Nuphar advena is a perennial, aquatic herb with spongy rhizomes that are 5–10 cm wide. The leaves are mostly emergent, but can also be floating, or submersed. The submerged leaves are 12–40 cm long and 7–30 cm wide.

The flowers are protogynous, fragrant, nectariferous, solitary, yellow-green, and up to 4 cm wide. They float on the water surface or extend beyond it. The flowers have six sepals while the gynoecium consists of 9–23 carpels. The fruit is fleshy, ovoid to broadly obovate, ribbed, green, and 2–5 cm long and wide. It contains 186–353 seeds, which are 3–6 mm long.

=== Cytology ===
The chromosome count is 2n = 34. The chloroplast genome is 160866 bp long.

== Taxonomy ==
It was first published as Nymphaea advena by William Aiton in 1789. It was placed into the genus Nuphar as Nuphar advena published by William Townsend Aiton in 1811. It is placed in the section Nuphar sect. Astylus.

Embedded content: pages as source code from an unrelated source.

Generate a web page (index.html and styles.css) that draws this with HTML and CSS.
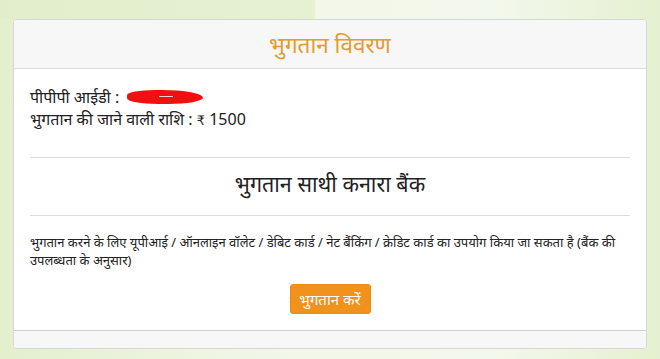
FILE: index.html
```html
<!DOCTYPE html>
<html lang="hi">
<head>
    <meta charset="UTF-8">
    <meta name="viewport" content="width=device-width, initial-scale=1.0">
    <title>भुगतान विवरण</title>
    <link rel="stylesheet" href="styles.css">
</head>
<body>
    <div class="page">
        <div class="card">
            <div class="card-header">
                <h3>भुगतान विवरण</h3>
            </div>
            <div class="card-body">
                <div class="info">
                    <div>पीपीपी आईडी : <span class="redacted"><span class="redacted-mark"></span></span></div>
                    <div>भुगतान की जाने वाली राशि : <span class="rupee">₹</span> 1500</div>
                </div>
                <hr>
                <h4 class="bank">भुगतान साथी कनारा बैंक</h4>
                <hr>
                <p class="note">भुगतान करने के लिए यूपीआई / ऑनलाइन वॉलेट / डेबिट कार्ड / नेट बैंकिंग / क्रेडिट कार्ड का उपयोग किया जा सकता है (बैंक की उपलब्धता के अनुसार)</p>
                <div class="actions">
                    <button class="pay-button">भुगतान करें</button>
                </div>
            </div>
            <div class="card-footer"></div>
        </div>
    </div>
</body>
</html>
```

FILE: styles.css
```css
* {
    margin: 0;
    padding: 0;
    box-sizing: border-box;
}
body {
    font-family: "Noto Sans", "Noto Sans Devanagari", "Lohit Devanagari", sans-serif;
    color: #222;
    background:
        linear-gradient(to right, #e2eecb 0, #e6f1d2 315px, transparent 315px) 0 0 / 100% 19px no-repeat,
        linear-gradient(to right, #e3efcd, #f1f7e8 40%, #f3f8ec 75%, #e5f0d0);
    min-height: 359px;
}
.page {
    padding: 19px 13px 12px 13px;
}
.card {
    background: #fff;
    border: 1px solid #d6d6d6;
    border-radius: 4px;
    overflow: hidden;
}
.card-header {
    background-color: #f7f7f7;
    border-bottom: 1px solid #dcdcdc;
    height: 49px;
    display: flex;
    align-items: center;
    justify-content: center;
}
.card-header h3 {
    font-size: 22.5px;
    font-weight: normal;
    color: #e49b2c;
}
.card-body {
    padding: 17px 16px 16px 16px;
}
.info {
    font-size: 16px;
    line-height: 22px;
}
.redacted {
    display: inline-block;
    vertical-align: middle;
    width: 76px;
    height: 14px;
    margin-left: 4px;
    background: #f01010;
    border-radius: 40% 60% 50% 45%;
    position: relative;
    margin-top: -4px;
}
.redacted-mark {
    position: absolute;
    left: 32px;
    top: 6px;
    width: 14px;
    height: 1px;
    background: rgba(255,255,255,0.8);
}
.rupee {
    font-family: "DejaVu Sans", sans-serif;
    font-size: 13px;
}
hr {
    border: none;
    border-top: 1px solid #ddd;
    margin-top: 25px;
}
.bank {
    font-size: 21.5px;
    font-weight: normal;
    text-align: center;
    line-height: 28px;
    margin: 12px 0 17px 0;
}
.bank + hr {
    margin-top: 0;
}
.note {
    font-size: 13px;
    line-height: 18px;
    margin-top: 17px;
}
.actions {
    text-align: center;
    margin-top: 15px;
}
.pay-button {
    font-family: inherit;
    font-size: 15px;
    color: #fff;
    background-color: #f0921c;
    border: 1px solid #ea8c14;
    border-radius: 3px;
    width: 81px;
    height: 30px;
    cursor: pointer;
}
.card-footer {
    background-color: #f7f7f7;
    border-top: 1px solid #cfcfcf;
    height: 18px;
}
```
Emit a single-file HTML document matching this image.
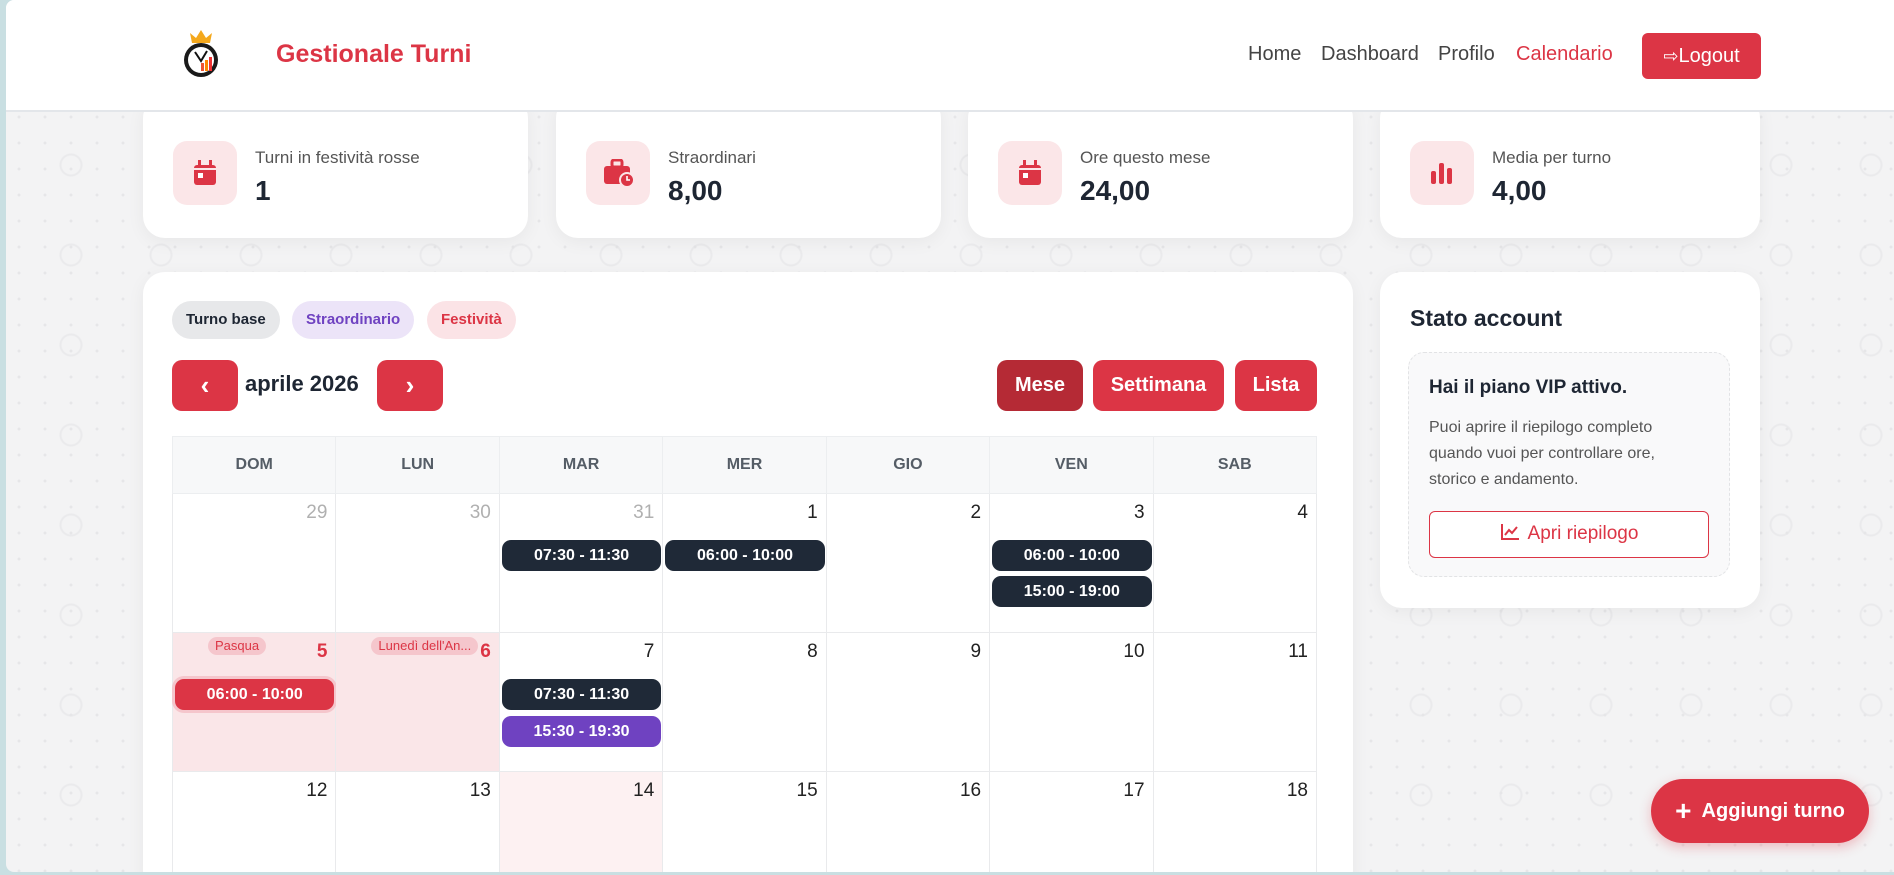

===Natural hybridisation===
In the United Kingdom, it has hybridised with Nuphar lutea, resulting in the hybrid Nuphar × porphyranthera.

===Etymology===
The specific epithet advena means immigrant, outsider, foreigner, or stranger.

==Distribution and habitat==
It is native to Canada (such as Nova Scotia), the United States, Mexico, and Cuba. It has been introduced to the United Kingdom.

It occurs in ponds, lakes, streams, rivers, marshes, and swamps.

Herbarium specimen

==Ecology==
The flowers are pollinated by sweat bees, syrphid flies, and leaf beetles.

The seeds are eaten by turtles and waterfowl.

The rootstocks are sometimes collected by muskrats.

== Conservation ==
The NatureServe conservation status is T5 Secure.

== Uses ==
The plant is used as food. The dried seeds can be eaten or ground to flour. Native Americans cooked the rootstocks and removed the rind to prepare the sweetish, glutinous contents in various ways.

It is also cultivated as an ornamental plant.